Last week I talked about the importance of having a schedule or routine to your day, to help us use our time most effectively.  If you haven’t yet checked out that post, I highly suggest you do that now to think about the heart behind creating order and routine in your day and your home, you can find it here. Now this week, let’s get to work creating that schedule.  We’re going to categorize tasks into different lists and then work backwards to get those placed into an actual schedule during your week, adding those time stamps in.

  1. Start with making a list of priorities for your family.  What are things you want to be a part of your every day or week?  You may not be doing them now, that may be a huge reason you need to create a routine, to start incorporating these, and that’s ok.  Recently some priorities I wanted to focus on as our son gets older and the weather is getting nicer again, is making sure to have Bible time as a family and to get outside for a certain amount of time each day.

  2. Next, think through what time designated commitments you have as a family, often these are outside of the home and have a similar time required each week or month.  For example, what time does your husband need to be at work?  What time does he get home?  What weekly appointments do you have such as a chiropractor or dance lessons for the kids, Bible study, serving commitments?

  3. Next think through and make a list of what chores or housekeeping need to get accomplished each week and each day, you don’t have to know which ones you want to do each day, just set aside time when you will do them.  For an example of how I structure those in our home, check out my other blog post here, “Managing Your Home Without the Overwhelm.

  4. Finally, lets look at the running to do list or what I like to call,home projects.”  What are the projects that you want to get to soon.  These are things that change from week to week, like fix the fan in the bathroom, get the seeds into the garden, shop for an upcoming birthday.  They are tasks outside of your daily/weekly rhythm that are extra things you need to get done.

  5. Next, put all these lists together into a rough schedule.  First, add in your priorities, where would you like those things of value to happen in your day or week? It’s important at to start here because these are areas that might not yet be in our routine, we want to start by making time for them. Next, put your time designated commitments onto the schedule.  Next add in blocks for your chores each day. 
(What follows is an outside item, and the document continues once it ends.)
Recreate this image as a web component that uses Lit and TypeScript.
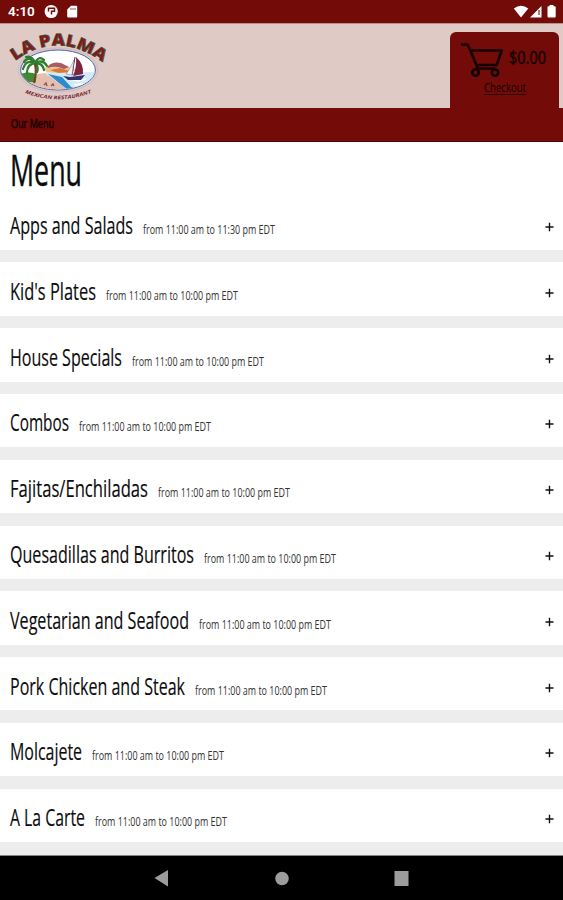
import { LitElement, html, css } from "lit";
import { customElement, property } from "lit/decorators.js";

/** A line of text condensed to a given width. */
@customElement("narrow-text")
class NarrowText extends LitElement {
  @property() text = "";
  @property({ type: Number }) w = 100;
  @property({ type: Number }) size = 16;
  static styles = css`
    :host { display: block; flex: none; }
    .box { overflow: visible; }
    .line { display: inline-block; white-space: nowrap; transform-origin: 0 0; font-family: "Open Sans", "Noto Sans", sans-serif; }
  `;
  render() {
    return html`<div class="box" style="width:${this.w}px;height:${this.size}px"><span class="line" style="font-size:${this.size}px;line-height:${this.size * 1.3}px">${this.text}</span></div>`;
  }
  updated() {
    const line = this.renderRoot.querySelector<HTMLElement>(".line")!;
    line.style.transform = "none";
    line.style.transform = `scaleX(${this.w / line.getBoundingClientRect().width})`;
  }
}

@customElement("palma-logo")
class PalmaLogo extends LitElement {
  static styles = css`
    :host { display: block; }
    svg { display: block; overflow: visible; }
    .name { font: 900 16.5px "Open Sans", sans-serif; fill: #8b1720; stroke: #24572c; stroke-width: 0.6; }
    .sub { font: italic 700 5px "Open Sans", sans-serif; fill: #7a2636; }
  `;
  render() {
    return html`<svg width="100" height="76" viewBox="8 28 100 76">
      <defs>
        <path id="top" d="M15 61 Q57 30 101 61" />
        <path id="bot" d="M25 93 Q58 106 94 92" />
        <clipPath id="oval"><ellipse cx="58" cy="70" rx="37" ry="19.5" /></clipPath>
      </defs>
      <ellipse cx="58" cy="70" rx="40" ry="22" fill="none" stroke="#c9bcc8" stroke-width="1" />
      <ellipse cx="58" cy="70" rx="37.4" ry="20" fill="#fff" stroke="#5060a8" stroke-width="1" />
      <g clip-path="url(#oval)">
        <path d="M44 68q14-7 32 2l-5 3-24 0z" fill="#f2c386" />
        <path d="M48 66q5-5 13-3l8 4-5 2q-8-4-16-1z" fill="#a95a68" />
        <path d="M50 70l10-2 12 4-14 1z" fill="#d8793a" />
        <path d="M20 76l26-3 10 8 14 10H20z" fill="#e4bfae" />
        <path d="M20 74q10-3 16 0v8H20z" fill="#438a35" />
        <path d="M46 72l14 1 36-1-5 9-17 10-10-6-8-7-10-3z" fill="#d4ebf7" />
        <path d="M48 74l14 3 9 10 10 3-10 2-12-9z" fill="#2b8bcf" />
        <path d="M66 78l12 3 8-2M74 85l9-1" fill="none" stroke="#fff" stroke-width="1.6" />
      </g>
      <g fill="none" stroke="#2f7d32" stroke-width="2.3" stroke-linecap="round">
        <path d="M35 63q-6-8-11-1M35 63q-9-4-12 6M35 63q-8 1-8 10M35 63q-3-8-9-6M35 63q4-8 9-3M35 63q8-4 12 3M35 63q8 0 9 7M35 63q4 4 2 9" />
      </g>
      <path d="M35 64q2 9-1 19" fill="none" stroke="#6b4a23" stroke-width="2.2" />
      <path d="M44 85l2-2 1 3M51 86l2-2 1 2" fill="none" stroke="#96505c" stroke-width="1.4" />
      <path d="M63 76l7 1 15-2-4 5H68z" fill="#33346e" />
      <path d="M75 57l-3 18" stroke="#43284a" stroke-width="1" />
      <path d="M76 57q8 7 7 17l-10 2q4-9 3-19z" fill="#7f2340" />
      <path d="M74 60q-4 9-8 14l6 1z" fill="#f5f2f6" stroke="#7a6785" stroke-width=".5" />
      <text class="name"><textPath href="#top" textLength="95" lengthAdjust="spacingAndGlyphs">LA PALMA</textPath></text>
      <text class="sub"><textPath href="#bot" textLength="68" lengthAdjust="spacingAndGlyphs">MEXICAN RESTAURANT</textPath></text>
    </svg>`;
  }
}

const menu: [string, number, number, string][] = [
  ["Apps and Salads", 123, 10, "11:30"],
  ["Kid's Plates", 86, 9.5, "10:00"],
  ["House Specials", 112, 10, "10:00"],
  ["Combos", 59, 10, "10:00"],
  ["Fajitas/Enchiladas", 138, 10, "10:00"],
  ["Quesadillas and Burritos", 184, 10, "10:00"],
  ["Vegetarian and Seafood", 179, 9.5, "10:00"],
  ["Pork Chicken and Steak", 175, 10, "10:00"],
  ["Molcajete", 72, 9.5, "10:00"],
  ["A La Carte", 75, 10, "10:00"],
];

@customElement("app-root")
class AppRoot extends LitElement {
  static styles = css`
    :host { display: flex; flex-direction: column; width: 563px; height: 900px; overflow: hidden; background: #ededed; color: #0c0c0c; }
    .status { flex: none; height: 23px; box-sizing: border-box; background: #730b08; display: flex; align-items: center; padding: 0 6px 0 8px; }
    .status svg { display: block; }
    .time { font: 600 13.5px/23px Roboto, sans-serif; color: #fff; width: 36px; }
    .spacer { flex: 1; }
    .header { flex: none; height: 85px; box-sizing: border-box; background: #dfcac5; border-top: 1px solid #b98f89; display: flex; justify-content: space-between; padding: 4px 4px 0 8px; }
    .cart { margin-top: 4px; width: 109px; height: 76px; box-sizing: border-box; border-radius: 6px 6px 0 0; background: #730b08; color: #160202; padding: 10px 0 0 11px; }
    .total { display: flex; gap: 6px; }
    .price { padding-top: 4px; -webkit-text-stroke: 0.5px; }
    .checkout { display: block; width: 42px; margin: 0 0 0 23px; border-bottom: 1px solid #2a0302; padding-bottom: 3px; }
    .nav { flex: none; height: 34px; box-sizing: border-box; background: #730b08; border-bottom: 1px solid #510604; color: #160202; padding: 6px 11px; }
    .nav narrow-text { -webkit-text-stroke: 0.5px; }
    .title { flex: none; height: 54.3px; box-sizing: border-box; background: #fff; padding: 0 10px; }
    .title narrow-text { -webkit-text-stroke: 0.4px; }
    .row { flex: none; height: 53.4px; margin-bottom: 12.4px; box-sizing: border-box; background: #fff; display: flex; padding: 12.5px 9px 0 10px; }
    .name { -webkit-text-stroke: 0.15px; }
    .hours { color: #333; padding-top: 11px; }
    .plus { margin: 13px 0 0 auto; display: block; }
    .keys { height: 45px; flex: none; margin-top: auto; box-sizing: border-box; border-top: 1px solid #7f8582; background: #000; display: flex; align-items: center; justify-content: center; }
    .list { flex: 1; min-height: 0; overflow: hidden; display: flex; flex-direction: column; }
    .first { height: 53.7px; }
  `;
  render() {
    return html`
      <div class="status">
        <span class="time">4:10</span>
        <svg width="36" height="15" viewBox="0 0 36 15">
          <circle cx="7.2" cy="7.5" r="6.6" fill="#fff" />
          <path d="M4.500 7.500V4.200H10.500V7.300H7.500V10.500" fill="none" stroke="#730b08" stroke-width="1.5" />
          <path d="M27 1.8h5.2a1 1 0 0 1 1 1v9.8a1 1 0 0 1-1 1h-8a1 1 0 0 1-1-1V5.5z" fill="#fff" />
          <path d="M27 4v2M29 4v2M31 4v2" stroke="#730b08" stroke-width=".7" />
        </svg>
        <span class="spacer"></span>
        <svg width="44" height="15" viewBox="0 0 44 15">
          <path d="M.8 4.5Q8 -.8 15.3 4.5L8 13.5z" fill="#fff" />
          <path d="M17 13.5L28.5 2v11.5z" fill="#fff" />
          <path d="M26 6v5" stroke="#730b08" stroke-width="1.1" />
          <path d="M36.5 1h4v1.3h1.2a1 1 0 0 1 1 1v9.2a1 1 0 0 1-1 1h-6.2a1 1 0 0 1-1-1V3.300a1 1 0 0 1 1-1h1z" fill="#fff" />
        </svg>
      </div>
      <div class="header">
        <palma-logo></palma-logo>
        <div class="cart">
          <div class="total">
            <svg width="42" height="36" viewBox="0 0 42 36" fill="none" stroke="#160202" stroke-width="2.7" stroke-linejoin="round">
              <path d="M0 2.500h6.500l3.200 6.500 7 17.500h17.500M9.700 8.500h31l-5 14.500H16" />
              <circle cx="14.500" cy="30.500" r="3.200" />
              <circle cx="34" cy="30.500" r="3.200" />
            </svg>
            <narrow-text class="price" text="$0.00" .w=${37} .size=${17.5}></narrow-text>
          </div>
          <div class="checkout"><narrow-text text="Checkout" .w=${42} .size=${13}></narrow-text></div>
        </div>
      </div>
      <div class="nav"><narrow-text text="Our Menu" .w=${43} .size=${12}></narrow-text></div>
      <div class="title"><narrow-text text="Menu" .w=${72} .size=${43}></narrow-text></div>
      <div class="list">
        ${menu.map(([name, w, gap, end], i) => html`
          <div class="row ${i === 0 ? "first" : ""}">
            <narrow-text class="name" .text=${name} .w=${w} .size=${24}></narrow-text>
            <narrow-text class="hours" style="margin-left:${gap}px" .text=${`from 11:00 am to ${end} pm EDT`} .w=${132} .size=${13}></narrow-text>
            <svg class="plus" width="9" height="10" viewBox="0 0 9 10"><path d="M.5 5h8M4.500 .8v8.400" stroke="#111" stroke-width="1.400" /></svg>
          </div>`)}
      </div>
      <div class="keys">
        <svg width="260" height="20" viewBox="152 868 260 20" fill="#9c9c9c">
          <path d="M154.500 878l13.500-8v16.500z" />
          <circle cx="282" cy="878.500" r="6.800" />
          <rect x="394.500" y="871" width="14" height="15" />
        </svg>
      </div>`;
  }
}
  6. Add the time stamps.  Go back through these sections and add how much time each task takes.  For your time designated commitments include such things as prep and commute time, not just the time of the dance class or Bible study, the whole time it takes you to get to and from the event too. Next, figure out how much time you do have each day to work on chores, maybe it’s 15 minutes in the morning and another 15 at night.  Maybe it’s a whole hour after kids are in bed.  Think through both when you can complete the tasks and what your energy is like throughout the day.  Also think through which tasks need to be done morning verses night and add those details in.

  7. And finally look at what time is actually left.  Here is where things get interesting.  You may be surprised that you have a lot more time to get things done in your day than you thought, or maybe you have realized that your day is over scheduled and no wonder you feel stressed, you’re overcommitted and you haven’t gotten to your projects yet!  In the first case scenario, go ahead and just add your blocks of time to do your projects right in.  If you find yourself in the second scenario, this is a great time to sit down and evaluate (and mamas if you’re married do this with your hubby).

  8. Evaluate and incorporate help.  If you find you don’t have enough time in your day to get to the projects or maybe even some of the chores this last step is where you might need to take things off your plate or figure out how to incorporate help.  This step is probably the hardest, and for me was a huge reason I felt called to leave my job and come be at home.  This is where you get to prayerfully look at your schedule and decide, if my priorities need to get on the schedule, and my homemaking and caring for my family is not optional, what part of our week needs to change?  For example do you have too many fun extra activities for yourself or your kids that you need to let go of, too many “time designated commitments”?  Or are your commitments pretty bare, and you need to start using resources to help you with your housekeeping and chores?  Maybe you start using that grocery pick up option and hire someone to help you clean once a month?

  9. Make changes.  After looking at each list to see where you might be overcommitted and where certain things could go, it’s time to make those changes.  For our family we realized we were using resources pretty well, and didn’t have many more to add.   At the same time, we were lacking certain resources too, that I was picking up the slack for and it felt unsustainable.  One of the only things we could remove from our schedule was my job, so after considering the financial impact this would make, and lots of prayer, we went for it.  And I am so so so glad we did.  There were no more areas we felt we could share with others or pay extra for, to “buy back” more time in our week.  Instead, I needed to use my time differently to serve my family in the way I felt God putting on my heart.  It was such an answer to prayer, but it is not something that comes without discipline. Going down to one income requires, a disciplined budget, requires a very disciplined use of time and resources to keep us on that budget, scaling back to a more simplified way of living, and a deep focus on the call we feel God putting on our family.  We feel so blessed to be able to do this, and we want to help and encourage many more who feel the call in this direction.  I firmly believe, that if God is nudging you in the direction of being a stay at home mom, or making changes to your family schedule to better focus your heart and values on Him, He will give wisdom and provide a way forward if we ask!

“…. You do not have, because you do not ask.”  James 4:2 ESV

“If any of you lacks wisdom, let him ask God, who gives generously to all without reproach, and it will be given him.” James 1:5 ESV

Ready to work on creating your own routine? Check out my FREE printable worksheet below that walks you through these steps.

Making a Routine Worksheet
Download PDF • 28KB

Happy planning, and remember the heart behind scheduling is the important piece, not how many things you can accomplish in the day. The desire to serve our family and others and use our time most effectively to share the gospel in word in deed should be the main motive behind all we do.